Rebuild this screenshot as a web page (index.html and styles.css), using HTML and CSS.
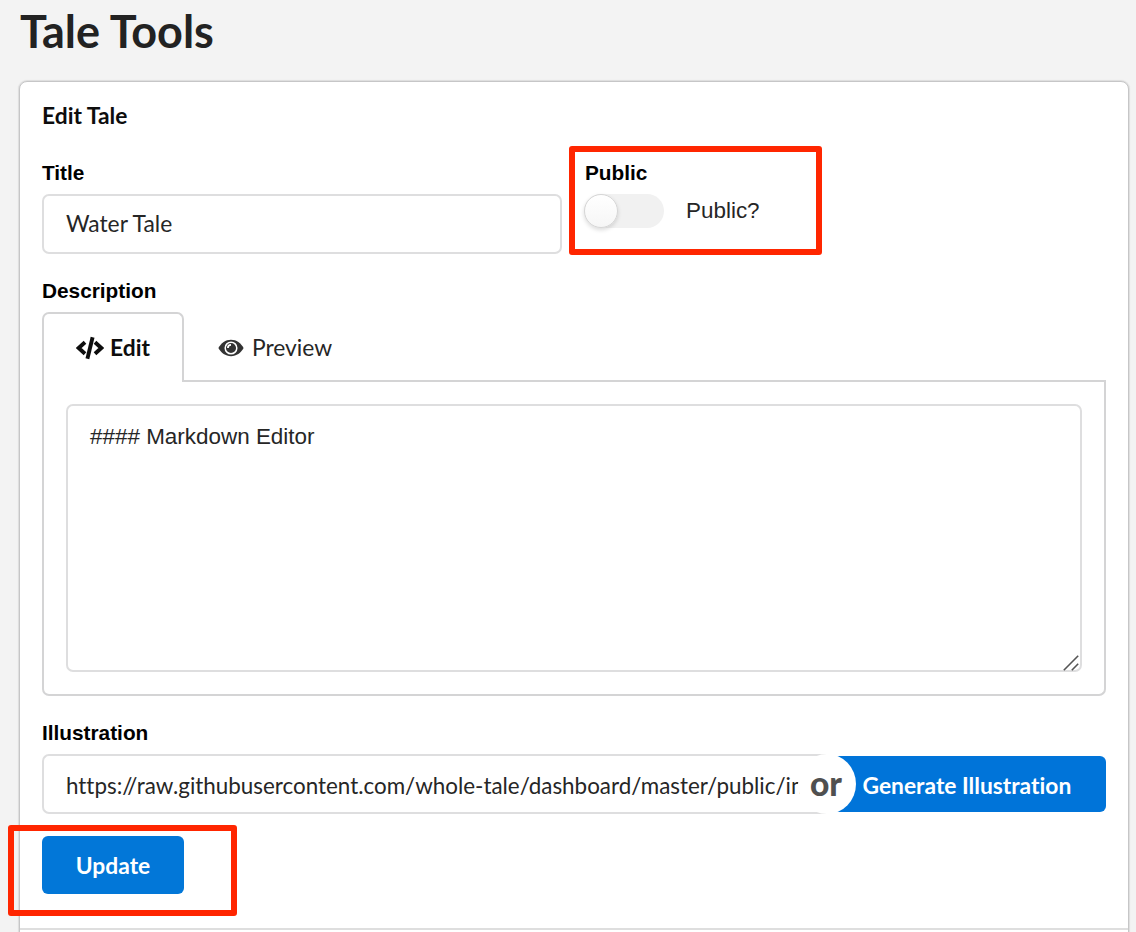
FILE: index.html
```html
<!DOCTYPE html>
<html lang="en">
<head>
<meta charset="utf-8">
<title>Tale Tools</title>
<link rel="stylesheet" href="styles.css">
</head>
<body>
<h1 class="page-title"><span>Tale Tools</span></h1>
<main class="card">
  <h2 class="card-title">Edit Tale</h2>
  <div class="top-row">
    <div class="field title-field">
      <div class="label">Title</div>
      <div class="input"><span class="water">Water Tale</span></div>
    </div>
    <div class="field public-field">
      <div class="label">Public</div>
      <div class="toggle-row"><span class="toggle"><span class="knob"></span></span><span class="toggle-text">Public?</span></div>
      <div class="highlight highlight-public"></div>
    </div>
  </div>
  <div class="label desc-label">Description</div>
  <div class="tabs">
    <div class="tab active">
      <svg class="code-icon" width="28" height="24" viewBox="0 0 28 24" fill="none" stroke="#0d0d0d"><path d="M9 6.300 2.700 12 9 17.700M19 6.300 25.300 12 19 17.700" stroke-width="3.900"/><path d="M16.600 1.200 11.400 22.800" stroke-width="3.900"/></svg>
      <span class="tab-label">Edit</span>
    </div>
    <div class="tab preview">
      <svg class="eye-icon" width="26" height="18" viewBox="0 0 26 18"><path d="M.4 9C3 4.200 7.500.8 13 .8S23 4.200 25.600 9C23 13.800 18.500 17.200 13 17.200S3 13.800.4 9Z" fill="#333"/><circle cx="13" cy="9" r="5.800" fill="#333" stroke="#fff" stroke-width="1.500"/><path d="M9.900 9a3.100 3.100 0 0 1 3.100-3.100" fill="none" stroke="#fff" stroke-width="1.800"/></svg>
      <span class="tab-label">Preview</span>
    </div>
    <div class="tab-line"></div>
  </div>
  <div class="panel">
    <div class="editor">#### Markdown Editor
      <svg class="grip" width="16" height="16" viewBox="0 0 16 16" stroke="#555" stroke-width="1.600"><path d="M.8 15.200 15.200.8M8.800 15.200 15.200 8.800"/></svg>
    </div>
  </div>
  <div class="label ill-label">Illustration</div>
  <div class="ill-row">
    <div class="input url-input"><span class="url">https://raw.githubusercontent.com/whole-tale/dashboard/master/public/in</span></div>
    <div class="button generate"><span class="generate-text">Generate Illustration</span></div>
    <span class="or">or</span>
  </div>
  <div class="update-row">
    <div class="button update"><span class="update-text">Update</span></div>
    <div class="highlight highlight-update"></div>
  </div>
  <div class="divider"></div>
</main>
</body>
</html>
```
FILE: styles.css
```css
* { box-sizing: border-box; }
html { overflow: hidden; }
body { margin: 0; height: 932px; overflow: hidden; background: #f3f3f3; padding: 0 7px 0 19px; font-family: Lato, sans-serif; font-variant-ligatures: none; color: #262626; }
.page-title { margin: 0; height: 81px; padding: 3px 0 0 1px; font-size: 45px; line-height: 56px; font-weight: 700; color: #222; white-space: nowrap; }
.card { height: 870px; background: #fff; border: 1px solid #c6c6c7; border-radius: 8px; box-shadow: 0 0 1px 1px #ddd; padding: 0 22px; }
.card-title { margin: 0; height: 78px; padding-top: 19px; font-size: 22.800px; line-height: 28px; font-weight: 700; color: #0d0d0d; }
.top-row { display: flex; height: 118px; }
.title-field { width: 520px; }
.public-field { position: relative; margin-left: 22px; }
.label { height: 34px; line-height: 26px; font-family: "Liberation Sans", sans-serif; font-size: 20.8px; font-weight: 700; color: #000; }
.input { height: 60px; border: 2px solid #dededf; border-radius: 7px; padding: 0 22px; line-height: 54px; font-size: 22.800px; white-space: nowrap; overflow: hidden; }
.public-field .label { padding-left: 1px; }
.toggle-row { display: flex; }
.toggle { width: 80px; height: 34px; border-radius: 17px; background: #f1f1f1; }
.knob { display: block; width: 34px; height: 34px; border-radius: 50%; border: 1px solid #d6d6d6; background: linear-gradient(#fff, #f6f6f6); box-shadow: 0 2px 4px rgba(0,0,0,.14); }
.toggle-text { padding-left: 22px; line-height: 34px; font-family: "Liberation Sans", sans-serif; font-size: 22.450px; }
.highlight { position: absolute; border: 6px solid #ff2600; border-radius: 3px; }
.highlight-public { left: -15px; top: -14px; width: 253px; height: 109px; }
.tabs { display: flex; height: 70px; }
.tab { display: flex; align-items: center; font-size: 22.800px; line-height: 28px; }
.tab-label { padding-bottom: 2px; }
.active { width: 142px; border: 2px solid #d4d4d5; border-bottom: 0; border-radius: 7px 7px 0 0; padding-left: 32px; gap: 6px; font-weight: 700; color: #0d0d0d; }
.preview { width: 152px; padding: 4px 0 0 34px; gap: 8px; border-bottom: 2px solid #d4d4d5; }
.tab-line { flex: 1; border-bottom: 2px solid #d4d4d5; }
.panel { height: 314px; border: 2px solid #d4d4d5; border-top: 0; border-radius: 0 0 7px 7px; padding: 22px; }
.editor { position: relative; height: 268px; border: 2px solid #dededf; border-radius: 7px; padding: 17px 22px; font-family: "Liberation Sans", sans-serif; font-size: 22.450px; line-height: 28px; }
.grip { position: absolute; right: 1px; bottom: -1px; }
.ill-label { margin-top: 24px; }
.ill-row { position: relative; display: flex; height: 60px; }
.url-input { width: 784px; border-right: 0; border-radius: 7px 0 0 7px; line-height: 60px; font-size: 22.400px; }
.button { display: flex; align-items: center; color: #fff; background: #0277d8; font-size: 22.800px; font-weight: 700; border-radius: 6px; white-space: nowrap; }
.generate { flex: 1; height: 56px; margin-top: 2px; padding: 1px 0 0 36.500px; background: #0074d9; border-radius: 0 6px 6px 0; }
.or { position: absolute; left: 756px; top: 0; width: 58px; height: 60px; border-radius: 50%; background: #fff; color: #505050; font-size: 33.500px; font-weight: 900; line-height: 59px; text-align: center; padding-right: 2px; }
.update-row { position: relative; height: 114px; padding-top: 22px; }
.update { width: 142px; height: 58px; padding-bottom: 1px; justify-content: center; }
.highlight-update { left: -34px; top: 11px; width: 229px; height: 91px; }
.divider { height: 2px; margin: 0 -22px; background: #dedede; }
```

*****

AIM OF THE TASK
Output the material word for word, omitting its pictures.

CORRECT RESPONSE
Rebuild this screenshot as a web page (index.html and styles.css), using HTML and CSS.
FILE: index.html
```html
<!DOCTYPE html>
<html lang="en">
<head>
<meta charset="utf-8">
<title>Tale Tools</title>
<link rel="stylesheet" href="styles.css">
</head>
<body>
<h1 class="page-title"><span>Tale Tools</span></h1>
<main class="card">
  <h2 class="card-title">Edit Tale</h2>
  <div class="top-row">
    <div class="field title-field">
      <div class="label">Title</div>
      <div class="input"><span class="water">Water Tale</span></div>
    </div>
    <div class="field public-field">
      <div class="label">Public</div>
      <div class="toggle-row"><span class="toggle"><span class="knob"></span></span><span class="toggle-text">Public?</span></div>
      <div class="highlight highlight-public"></div>
    </div>
  </div>
  <div class="label desc-label">Description</div>
  <div class="tabs">
    <div class="tab active">
      <svg class="code-icon" width="28" height="24" viewBox="0 0 28 24" fill="none" stroke="#0d0d0d"><path d="M9 6.300 2.700 12 9 17.700M19 6.300 25.300 12 19 17.700" stroke-width="3.900"/><path d="M16.600 1.200 11.400 22.800" stroke-width="3.900"/></svg>
      <span class="tab-label">Edit</span>
    </div>
    <div class="tab preview">
      <svg class="eye-icon" width="26" height="18" viewBox="0 0 26 18"><path d="M.4 9C3 4.200 7.500.8 13 .8S23 4.200 25.600 9C23 13.800 18.500 17.200 13 17.200S3 13.800.4 9Z" fill="#333"/><circle cx="13" cy="9" r="5.800" fill="#333" stroke="#fff" stroke-width="1.500"/><path d="M9.900 9a3.100 3.100 0 0 1 3.100-3.100" fill="none" stroke="#fff" stroke-width="1.800"/></svg>
      <span class="tab-label">Preview</span>
    </div>
    <div class="tab-line"></div>
  </div>
  <div class="panel">
    <div class="editor">#### Markdown Editor
      <svg class="grip" width="16" height="16" viewBox="0 0 16 16" stroke="#555" stroke-width="1.600"><path d="M.8 15.200 15.200.8M8.800 15.200 15.200 8.800"/></svg>
    </div>
  </div>
  <div class="label ill-label">Illustration</div>
  <div class="ill-row">
    <div class="input url-input"><span class="url">https://raw.githubusercontent.com/whole-tale/dashboard/master/public/in</span></div>
    <div class="button generate"><span class="generate-text">Generate Illustration</span></div>
    <span class="or">or</span>
  </div>
  <div class="update-row">
    <div class="button update"><span class="update-text">Update</span></div>
    <div class="highlight highlight-update"></div>
  </div>
  <div class="divider"></div>
</main>
</body>
</html>
```
FILE: styles.css
```css
* { box-sizing: border-box; }
html { overflow: hidden; }
body { margin: 0; height: 932px; overflow: hidden; background: #f3f3f3; padding: 0 7px 0 19px; font-family: Lato, sans-serif; font-variant-ligatures: none; color: #262626; }
.page-title { margin: 0; height: 81px; padding: 3px 0 0 1px; font-size: 45px; line-height: 56px; font-weight: 700; color: #222; white-space: nowrap; }
.card { height: 870px; background: #fff; border: 1px solid #c6c6c7; border-radius: 8px; box-shadow: 0 0 1px 1px #ddd; padding: 0 22px; }
.card-title { margin: 0; height: 78px; padding-top: 19px; font-size: 22.800px; line-height: 28px; font-weight: 700; color: #0d0d0d; }
.top-row { display: flex; height: 118px; }
.title-field { width: 520px; }
.public-field { position: relative; margin-left: 22px; }
.label { height: 34px; line-height: 26px; font-family: "Liberation Sans", sans-serif; font-size: 20.8px; font-weight: 700; color: #000; }
.input { height: 60px; border: 2px solid #dededf; border-radius: 7px; padding: 0 22px; line-height: 54px; font-size: 22.800px; white-space: nowrap; overflow: hidden; }
.public-field .label { padding-left: 1px; }
.toggle-row { display: flex; }
.toggle { width: 80px; height: 34px; border-radius: 17px; background: #f1f1f1; }
.knob { display: block; width: 34px; height: 34px; border-radius: 50%; border: 1px solid #d6d6d6; background: linear-gradient(#fff, #f6f6f6); box-shadow: 0 2px 4px rgba(0,0,0,.14); }
.toggle-text { padding-left: 22px; line-height: 34px; font-family: "Liberation Sans", sans-serif; font-size: 22.450px; }
.highlight { position: absolute; border: 6px solid #ff2600; border-radius: 3px; }
.highlight-public { left: -15px; top: -14px; width: 253px; height: 109px; }
.tabs { display: flex; height: 70px; }
.tab { display: flex; align-items: center; font-size: 22.800px; line-height: 28px; }
.tab-label { padding-bottom: 2px; }
.active { width: 142px; border: 2px solid #d4d4d5; border-bottom: 0; border-radius: 7px 7px 0 0; padding-left: 32px; gap: 6px; font-weight: 700; color: #0d0d0d; }
.preview { width: 152px; padding: 4px 0 0 34px; gap: 8px; border-bottom: 2px solid #d4d4d5; }
.tab-line { flex: 1; border-bottom: 2px solid #d4d4d5; }
.panel { height: 314px; border: 2px solid #d4d4d5; border-top: 0; border-radius: 0 0 7px 7px; padding: 22px; }
.editor { position: relative; height: 268px; border: 2px solid #dededf; border-radius: 7px; padding: 17px 22px; font-family: "Liberation Sans", sans-serif; font-size: 22.450px; line-height: 28px; }
.grip { position: absolute; right: 1px; bottom: -1px; }
.ill-label { margin-top: 24px; }
.ill-row { position: relative; display: flex; height: 60px; }
.url-input { width: 784px; border-right: 0; border-radius: 7px 0 0 7px; line-height: 60px; font-size: 22.400px; }
.button { display: flex; align-items: center; color: #fff; background: #0277d8; font-size: 22.800px; font-weight: 700; border-radius: 6px; white-space: nowrap; }
.generate { flex: 1; height: 56px; margin-top: 2px; padding: 1px 0 0 36.500px; background: #0074d9; border-radius: 0 6px 6px 0; }
.or { position: absolute; left: 756px; top: 0; width: 58px; height: 60px; border-radius: 50%; background: #fff; color: #505050; font-size: 33.500px; font-weight: 900; line-height: 59px; text-align: center; padding-right: 2px; }
.update-row { position: relative; height: 114px; padding-top: 22px; }
.update { width: 142px; height: 58px; padding-bottom: 1px; justify-content: center; }
.highlight-update { left: -34px; top: 11px; width: 229px; height: 91px; }
.divider { height: 2px; margin: 0 -22px; background: #dedede; }
```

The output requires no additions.